83 S.W.2d 17 | Ky. Ct. App. | 1935

Reversing.

Wilbur Prater was insured by a group policy issued by the appellant to the employees of the Northwest Coal Company. On July 31, 1931, he, among many others, was laid off from work indefinitely in a general reduction of forces. His insurance was thereupon automatically canceled unless it should have developed that the layoff was temporary. Prater died August 11, 1932, of ulcer of the stomach. Several months later the insurance company was notified of his death and an informal request was made for payment of the indemnity for total and permanent disability under the terms of the canceled policy or certificate. On December 20, 1933, suit was filed by "Mahala Prater, Widow" to recover this indemnity as beneficiary. Later she qualified as administratrix and came in by amended petition as such fiduciary. *666

The widow was permitted to testify on interrogation by her counsel and also by the court concerning her deceased husband's physical condition during the period antedating his discharge, and as to other things, in clear violation of section 606 of the Civil Code of Practice, excluding testimony of a wife and also testimony of a beneficial party concerning transactions with a decedent. Prudential Insurance Co. v. Hodge's Adm'r,232 Ky. 44, 22 S.W.2d 435; Lawson's Adm'r v. Brandenburg,240 Ky. 68, 41 S.W.2d 201; Prudential Ins. Co. v. Broughton,253 Ky. 83, 68 S.W.2d 782; Farmers' Exchange Bank v. Moffett, 256 Ky. 160, 75 S.W.2d 1063.

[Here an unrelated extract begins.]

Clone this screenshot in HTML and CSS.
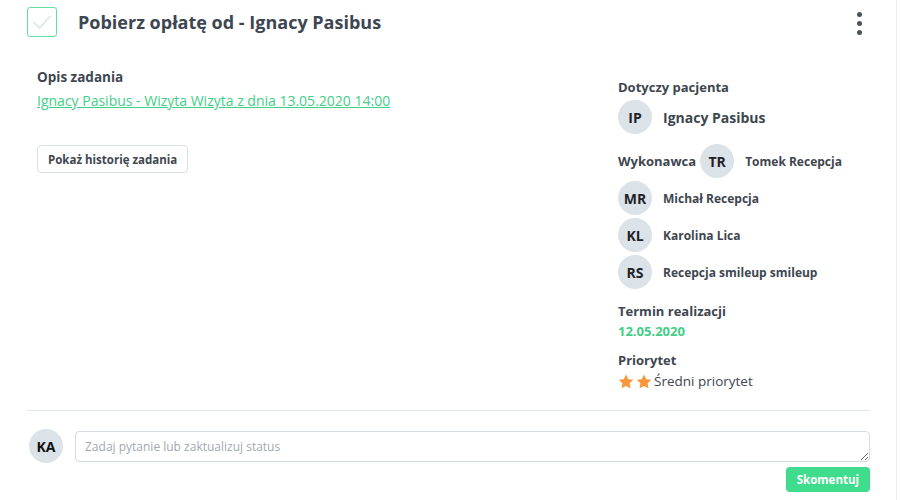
FILE: index.html
```html
<!DOCTYPE html>
<html lang="pl">
<head>
  <meta charset="UTF-8">
  <title>Zadanie</title>
  <meta name="viewport" content="width=device-width,initial-scale=1">
  <link rel="stylesheet" href="styles.css">
</head>
<body>
  <div class="task">
    <!-- Header -->
    <div class="task-head">
      <span class="check">
        <svg width="20" height="16" viewBox="0 0 20 16"><path d="M2 8.5l5.5 5.5L18 2.5" fill="none" stroke="#e6eaee" stroke-width="2.2" stroke-linecap="round" stroke-linejoin="round"/></svg>
      </span>
      <h1 class="title">Pobierz opłatę od - Ignacy Pasibus</h1>
      <span class="kebab"><i></i><i></i><i></i></span>
    </div>

    <div class="task-body">
      <div class="main">
        <h3 class="label">Opis zadania</h3>
        <a class="desc" href="#">Ignacy Pasibus - Wizyta Wizyta z dnia 13.05.2020 14:00</a>
        <button class="btn-history">Pokaż historię zadania</button>
      </div>

      <div class="side">
        <h3 class="label">Dotyczy pacjenta</h3>
        <div class="person patient">
          <span class="avatar">IP</span>
          <span class="name">Ignacy Pasibus</span>
        </div>

        <div class="person first">
          <h3 class="label inline">Wykonawca</h3>
          <span class="avatar">TR</span>
          <span class="name small">Tomek Recepcja</span>
        </div>
        <div class="person">
          <span class="avatar">MR</span>
          <span class="name small">Michał Recepcja</span>
        </div>
        <div class="person">
          <span class="avatar">KL</span>
          <span class="name small">Karolina Lica</span>
        </div>
        <div class="person">
          <span class="avatar">RS</span>
          <span class="name small">Recepcja smileup smileup</span>
        </div>

        <h3 class="label gap">Termin realizacji</h3>
        <div class="date">12.05.2020</div>

        <h3 class="label gap">Priorytet</h3>
        <div class="priority">
          <svg width="16" height="15" viewBox="0 0 24 23"><path d="M12 0.8l3.4 7.1 7.8 1-5.7 5.4 1.4 7.7L12 18.3 5.1 22l1.4-7.7L0.8 8.9l7.8-1z" fill="#f7963b"/></svg>
          <svg width="16" height="15" viewBox="0 0 24 23"><path d="M12 0.8l3.4 7.1 7.8 1-5.7 5.4 1.4 7.7L12 18.3 5.1 22l1.4-7.7L0.8 8.9l7.8-1z" fill="#f7963b"/></svg>
          <span>Średni priorytet</span>
        </div>
      </div>
    </div>

    <!-- Comment -->
    <div class="comment">
      <span class="avatar">KA</span>
      <textarea class="comment-input" placeholder="Zadaj pytanie lub zaktualizuj status"></textarea>
    </div>
    <div class="comment-actions">
      <button class="btn-send">Skomentuj</button>
    </div>
  </div>
</body>
</html>
```

FILE: styles.css
```css
:root {
  --text: #3e4650;
  --green: #40dc8e;
  --link: #3fcf86;
  --avatar: #dbe2e8;
  --line: #e3e8ed;
}
* { box-sizing: border-box; margin: 0; padding: 0; }
body {
  font-family: "Open Sans", "DejaVu Sans", sans-serif;
  color: var(--text); background: #fff;
}
.task {
  width: 897px; height: 500px;
  border-right: 1px solid #e8ebee;
  padding: 7px 26px 0 27px;
}
.task-head {
  display: flex; align-items: center; height: 30px;
}
.check {
  width: 30px; height: 30px; border: 1.5px solid #5fe0a0;
  border-radius: 3px; display: flex; align-items: center; justify-content: center;
}
.title {
  font-size: 18px; font-weight: 700; margin-left: 21px; flex: 1;
  color: #3d4651;
}
.kebab {
  display: flex; flex-direction: column; gap: 4px; margin-right: 8px; margin-top: 3px;
}
.kebab i {
  width: 5px; height: 5px; border-radius: 50%; background: #4a535c; display: block;
}
.task-body {
  display: flex; padding-left: 10px; height: 373px;
}
.main { flex: 1; padding-top: 31px; }
.label { font-size: 13px; font-weight: 700; line-height: 18px; }
.main .label { font-size: 13.5px; }
.desc {
  display: block; margin-top: 6px; color: var(--link);
  font-size: 14px; line-height: 18px;
}
.btn-history {
  margin-top: 35px; font: inherit; font-size: 11.5px; font-weight: 700;
  color: var(--text); background: #fff; border: 1px solid #d9dee3;
  border-radius: 4px; padding: 0 10px; height: 28px;
}
.side { width: 252px; padding-top: 41px; }
.person { display: flex; align-items: center; gap: 11px; margin-top: 3px; }
.patient { margin-top: 4px; }
.person.first { margin-top: 10px; gap: 0; }
.person.first .avatar { margin-left: 4px; margin-right: 11px; }
.avatar {
  width: 34px; height: 34px; border-radius: 50%; background: var(--avatar);
  display: flex; align-items: center; justify-content: center;
  font-size: 14px; font-weight: 700; color: #1f2328; flex-shrink: 0;
}
.name { font-size: 14px; font-weight: 700; }
.name.small { font-size: 12px; }
.label.gap { margin-top: 13px; }
.date {
  color: var(--link); font-weight: 700; font-size: 13px; line-height: 18px; margin-top: 2px;
}
.date + .label.gap { margin-top: 11px; }
.priority {
  display: flex; align-items: center; gap: 2px; margin-top: 3px; font-size: 13.5px;
}
.comment {
  border-top: 1.5px solid var(--line);
  display: flex; align-items: center; gap: 12px; padding-top: 18px;
}
.comment .avatar { margin-left: 2px; color: #111; }
.comment-input {
  flex: 1; height: 31px; border: 1px solid #d3dae1; border-radius: 4px;
  padding: 6px 9px; font: inherit; font-size: 12px; resize: vertical; display: block;
}
.comment-input::placeholder { color: #a3a9b0; }
.comment-actions { display: flex; justify-content: flex-end; margin-top: 4px; }
.btn-send {
  height: 25px; padding: 0 11px; border: none; border-radius: 4px;
  background: var(--green); color: #fff; font: inherit; font-size: 11.5px; font-weight: 700;
}
```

The widow as well as other laymen expressed opinions as to the insured's disability to labor and the state of his health. It has often been ruled that the admission of such character of evidence is confined to professional witnesses or experts. Equitable Life Assur. Soc. v. Fannin, 245 Ky. 474,53 S.W.2d 703; Ætna Life Ins. Co. v. Wyant, 249 Ky. 562, 61 S.W.2d 50; Equitable Life Assur. Society v. Arrowood, 253 Ky. 456, 69 S.W.2d 984; Ætna Life Ins. Co. v. Gullett,253 Ky. 544, 69 S.W.2d 1068.

With the incompetent evidence eliminated it is doubtful if there was sufficient evidence to take the case to the jury. But we refrain from passing upon that point, inasmuch as there will likely be another trial.

Judgment reversed.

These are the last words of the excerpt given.